■ **GIVEN INFORMATION**
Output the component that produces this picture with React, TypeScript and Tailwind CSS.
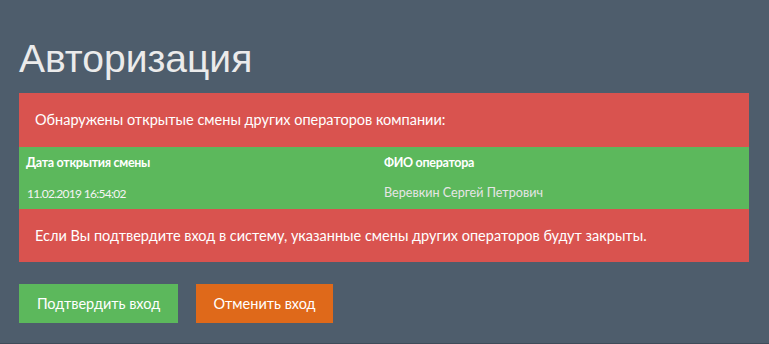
export default function App() {
    return (
        <div className="min-h-[344px] bg-[#4e5d6c] border-b border-[#3f4c59] px-[19px] pt-[37px] pb-[20px] text-[#ebebeb] font-['Lato','Noto_Sans',sans-serif]">

            {/* Heading */}
            <h1 className="font-['Liberation_Sans',Arial,sans-serif] text-[39px] leading-[44px] text-[#ebebeb] mb-[12px]">
                Авторизация
            </h1>

            {/* Warning block */}
            <div className="w-[730px]">
                <div className="h-[54px] bg-[#d9534f] flex items-center px-[16px] text-[14.5px] text-white">
                    Обнаружены открытые смены других операторов компании:
                </div>

                <div className="bg-[#5cb85c] h-[62px] grid grid-cols-[358px_1fr] grid-rows-2">
                    <div className="pl-[7px] pt-[2px] flex items-center font-bold text-[12.5px] tracking-[-0.3px] text-white">Дата открытия смены</div>
                    <div className="pl-[7px] pt-[2px] flex items-center font-bold text-[12.5px] tracking-[-0.3px] text-white">ФИО оператора</div>
                    <div className="pl-[8px] flex items-center text-[12px] tracking-[-0.7px] text-[#f4f4f4]">11.02.2019 16:54:02</div>
                    <div className="pl-[7px] flex items-center text-[12.6px] text-[#e6e6e6]">Веревкин Сергей Петрович</div>
                </div>

                <div className="h-[53px] bg-[#d9534f] flex items-center px-[16px] text-[14.5px] text-white">
                    Если Вы подтвердите вход в систему, указанные смены других операторов будут закрыты.
                </div>
            </div>

            {/* Actions */}
            <div className="flex gap-[18px] mt-[22px]">
                <button className="w-[159px] h-[39px] bg-[#5cb85c] text-white text-[14.5px]">
                    Подтвердить вход
                </button>
                <button className="w-[137px] h-[39px] bg-[#df691a] text-white text-[14.5px]">
                    Отменить вход
                </button>
            </div>
        </div>
    );
}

■ **TASK BRIEF**
Produce an exact copy of each line of data, skipping embedded images.

■ **EXERCISE SOLUTION**
Output the component that produces this picture with React, TypeScript and Tailwind CSS.
export default function App() {
    return (
        <div className="min-h-[344px] bg-[#4e5d6c] border-b border-[#3f4c59] px-[19px] pt-[37px] pb-[20px] text-[#ebebeb] font-['Lato','Noto_Sans',sans-serif]">

            {/* Heading */}
            <h1 className="font-['Liberation_Sans',Arial,sans-serif] text-[39px] leading-[44px] text-[#ebebeb] mb-[12px]">
                Авторизация
            </h1>

            {/* Warning block */}
            <div className="w-[730px]">
                <div className="h-[54px] bg-[#d9534f] flex items-center px-[16px] text-[14.5px] text-white">
                    Обнаружены открытые смены других операторов компании:
                </div>

                <div className="bg-[#5cb85c] h-[62px] grid grid-cols-[358px_1fr] grid-rows-2">
                    <div className="pl-[7px] pt-[2px] flex items-center font-bold text-[12.5px] tracking-[-0.3px] text-white">Дата открытия смены</div>
                    <div className="pl-[7px] pt-[2px] flex items-center font-bold text-[12.5px] tracking-[-0.3px] text-white">ФИО оператора</div>
                    <div className="pl-[8px] flex items-center text-[12px] tracking-[-0.7px] text-[#f4f4f4]">11.02.2019 16:54:02</div>
                    <div className="pl-[7px] flex items-center text-[12.6px] text-[#e6e6e6]">Веревкин Сергей Петрович</div>
                </div>

                <div className="h-[53px] bg-[#d9534f] flex items-center px-[16px] text-[14.5px] text-white">
                    Если Вы подтвердите вход в систему, указанные смены других операторов будут закрыты.
                </div>
            </div>

            {/* Actions */}
            <div className="flex gap-[18px] mt-[22px]">
                <button className="w-[159px] h-[39px] bg-[#5cb85c] text-white text-[14.5px]">
                    Подтвердить вход
                </button>
                <button className="w-[137px] h-[39px] bg-[#df691a] text-white text-[14.5px]">
                    Отменить вход
                </button>
            </div>
        </div>
    );
}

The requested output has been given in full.